The Winning versus Wealth Debate Verdict

Read the opposing arguments from Babe Ruthless and Loyal Homer.

Writing this article has been one of the biggest challenges of my TSD writing career. Not because of the merits of the opposing arguments, (although they were both very well written).

This is a challenge because I am watching the NFL season opener between the Vikings and the Saints, but am trying to write an article about the Pittsburgh Pirates. That’s like trying to rate a bowl of ramen noodles while you are sitting in a steakhouse.

Nevertheless, I persevered!

After considering the arguments presented by both Babe Ruthless and Loyal Homer, I am awarding this verdict to Loyal Homer.

I agree with the points raised in Babe Ruthless’ argument that a team should be free to spend the money it earns however it wishes. Where I disagree with Babe Ruthless is in the presentation of that point. The examples used, such as the Washington Redskins and the Atlanta Braves, are not a fair representation of the concern the Pirates have raised.

The intention behind my question for this debate was not to design a process to eliminate or punish losing. Obviously a championship cannot be awarded to everybody, and in sports competition, there must ALWAYS be a loser.

The issue at hand was whether or not major sports organizations like Major League Baseball should tolerate the actions of a team that clearly do not place competition among its highest levels of priority. In the case of the Washington Redskins, the business may have demonstrated profitability while losing, but the organization’s actions nevertheless demonstrate an ongoing commitment to winning. The Redskins were a playoff team in 2007, and finished 2008 with an 8-8 record. Entering 2009 the front office brought in the highest priced talent that could be found. After finishing the season with a record of 4-12 the front office brought in a new head coach (who happens to be a two-time Super Bowl champion), and a very talented quarterback to try and correct what I expect to be a short-lived trend of losing.

Likewise, the Atlanta Braves may place a high priority on developing talent from within, but the organization does not support that priority with a history of releasing talented players and aggressively trying to keep payroll as low as possible.

What the Pirates have done, as highlighted by Loyal Homer, sets them apart as the bad example MLB should ABSOLUTELY take action against. The Pirates have manipulated the system SOLELY for the purposes of profitability.

The model of profit sharing employed by MLB, and similar programs like those in the NFL, does not exist to help make all the league owners wealthier. It exists to help promote parity in the league. The luxury tax that the New York Yankees (for one example) pay annually because of their high-priced talent is not intended – nor should it – as a bonus payment to the Pittsburgh Pirates. It is extra money the team can pipe into the organization to help make sure the Yankees, and other “haves,” cannot simply run away with the season each year.
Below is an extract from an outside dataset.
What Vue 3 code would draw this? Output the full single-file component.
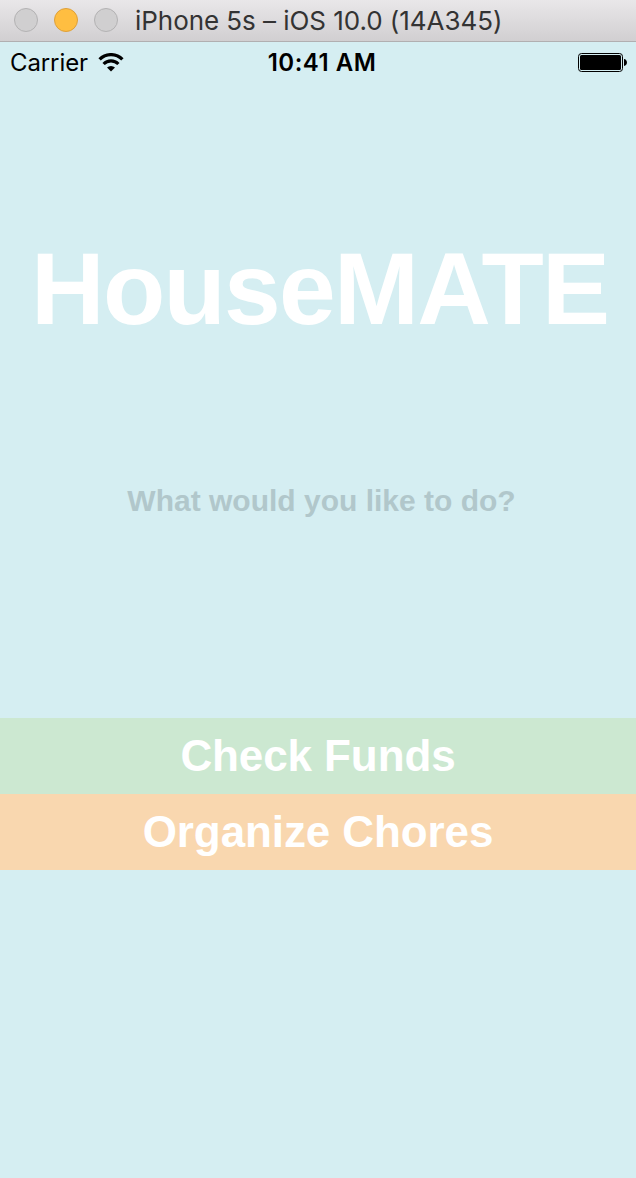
<template>
  <div class="simulator">
    <header class="title-bar">
      <div class="lights">
        <span v-for="light in lights" :key="light" class="light" :class="light"></span>
      </div>
      <span class="window-title">iPhone 5s – iOS 10.0 (14A345)</span>
    </header>

    <main class="screen">
      <div class="status-bar">
        <div class="status-left">
          <span class="carrier">Carrier</span>
          <svg class="wifi" width="26" height="20" viewBox="0 0 26 20">
            <path d="M1.6 6.4A16 16 0 0 1 24.4 6.4" fill="none" stroke="#000" stroke-width="3.3" />
            <path d="M5.6 11A10.4 10.4 0 0 1 20.4 11" fill="none" stroke="#000" stroke-width="3.2" />
            <path d="M9 14.5A5.8 5.8 0 0 1 17 14.5L13 18.6Z" fill="#000" />
          </svg>
        </div>
        <span class="time">10:41 AM</span>
        <svg class="battery" width="50" height="20" viewBox="0 0 50 20">
          <rect x="0.5" y="0.5" width="44" height="18" rx="3" fill="none" stroke="#000" />
          <rect x="2" y="2" width="41" height="15" rx="1.5" fill="#000" />
          <path d="M46 6C49.9 6.3 49.9 12.7 46 13Z" fill="#000" />
        </svg>
      </div>

      <h1 class="logo">HouseMATE</h1>
      <p class="question">What would you like to do?</p>

      <div class="actions">
        <button
          v-for="action in actions"
          :key="action.name"
          class="action"
          :class="action.name"
        >
          {{ action.label }}
        </button>
      </div>
    </main>
  </div>
</template>

<script setup>
const lights = ['close', 'minimize', 'zoom']

const actions = [
  { name: 'funds', label: 'Check Funds' },
  { name: 'chores', label: 'Organize Chores' }
]
</script>

<style>
body {
  margin: 0;
  background: #d5eef2;
}
</style>

<style scoped>
.simulator {
  width: 636px;
  height: 1178px;
  overflow: hidden;
  display: flex;
  flex-direction: column;
  font-family: 'Liberation Sans', Arial, sans-serif;
}

.title-bar {
  box-sizing: border-box;
  height: 42px;
  flex: none;
  display: flex;
  align-items: center;
  padding: 0 0 1px 14px;
  background: linear-gradient(#e9e7e9, #d1cfd1);
  border-bottom: 1px solid #b1afb1;
}

.lights {
  display: flex;
  gap: 16px;
}

.light {
  box-sizing: border-box;
  width: 24px;
  height: 24px;
  border-radius: 50%;
  background: #d0cfd0;
  border: 1px solid #b3b2b3;
}

.light.minimize {
  background: #ffbe41;
  border-color: #dea03a;
}

.window-title {
  margin-left: 17px;
  padding-top: 2px;
  font-family: Inter, sans-serif;
  font-size: 26px;
  letter-spacing: -0.05px;
  line-height: 38px;
  color: #333;
  white-space: nowrap;
}

.screen {
  flex: 1;
  display: flex;
  flex-direction: column;
  background: #d5eef2;
}

.status-bar {
  height: 40px;
  display: grid;
  grid-template-columns: 1fr auto 1fr;
  align-items: center;
  padding: 1px 8px 0 10px;
  font-family: Inter, sans-serif;
  font-size: 24px;
  line-height: 40px;
  color: #000;
}

.status-left {
  display: flex;
  align-items: center;
  gap: 10px;
}

.carrier {
  letter-spacing: -0.1px;
}

.time {
  margin-left: 6px;
  font-weight: 600;
  letter-spacing: 0.5px;
}

.battery {
  justify-self: end;
}

.logo {
  margin: 149px 0 0 31px;
  font-size: 102px;
  line-height: 114px;
  font-weight: bold;
  letter-spacing: -1.75px;
  color: #fff;
  white-space: nowrap;
}

.question {
  margin: 135px 0 0 7px;
  font-size: 30px;
  line-height: 40px;
  font-weight: bold;
  text-align: center;
  color: #b1c7cb;
}

.actions {
  margin-top: 197px;
  display: flex;
  flex-direction: column;
}

.action {
  height: 76px;
  padding: 0;
  border: none;
  font-family: inherit;
  font-size: 44px;
  line-height: 76px;
  font-weight: bold;
  letter-spacing: -0.1px;
  text-align: center;
  color: #fff;
  cursor: pointer;
}

.funds {
  background: #cce8d1;
}

.chores {
  background: #f9d7af;
}
</style>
The Pirates are presented to the public as a baseball team that wishes to compete in Major League Baseball. However, behind the scenes management continues to hamstring the team, making that process of winning exceedingly difficult. The current system is being USED… not as a means to enhance his team’s viability, but instead as a means to enhance profitability.

Nutting’s operation of the Pittsburgh Pirates franchise is no different than that of a slumlord. He provides his consumers with nothing more than a shell of the product they pay for. He provides them with no means for long term viability, and intentionally undermines any chance they would have at success because he absolutely refuses to expend any cost other than the bare minimum to remain functional.

As long as he gets paid, he doesn’t care what happens to the organization or the public.

The business of sports and the purpose of sports are two separate things. While I completely understand and agree with the notion that a team must remain financially viable, competition must also remain the sports organization’s top priority.